De rechtbank heeft vervolgens de beroepsgronden van eiseres beoordeeld. Eiseres voerde aan dat verweerder niet had voldaan aan de verzwaarde bewijslast bij het opleggen van de boete. De rechtbank oordeelde echter dat de onderzoeksbevindingen van verweerder voldoende waren om de schending van de inlichtingenplicht vast te stellen. Eiseres had niet gemeld dat zij in de betreffende periode inkomsten had ontvangen en dat zij niet woonachtig was op het opgegeven adres. De rechtbank oordeelde dat de boetes evenredig en passend waren en dat de beroepsgronden van eiseres niet slaagden.
Daarnaast werd er ook ingegaan op de argumenten van eiseres met betrekking tot de cautie, de overschrijding van de redelijke termijn, bevoegdheidsgebrek, verminderde verwijtbaarheid en proceskosten in bezwaar.
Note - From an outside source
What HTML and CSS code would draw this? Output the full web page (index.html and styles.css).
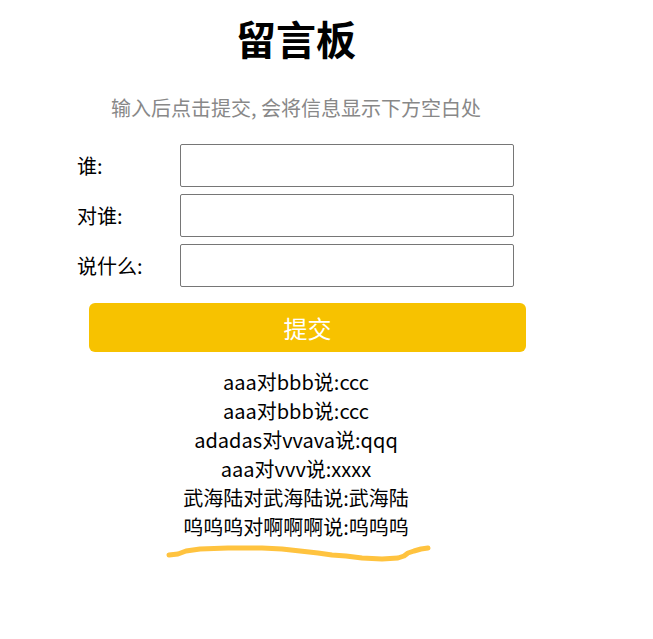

De rechtbank concludeerde dat de opgelegde boetes stand konden houden en dat verweerder in de proceskosten van eiseres werd veroordeeld. Het beroep tegen het bestreden besluit II werd ongegrond verklaard, en het beroep tegen het bestreden besluit I werd niet-ontvankelijk verklaard. De rechtbank heeft de proceskosten vastgesteld op € 1.496,- en het griffierecht van € 48,- aan eiseres toegewezen.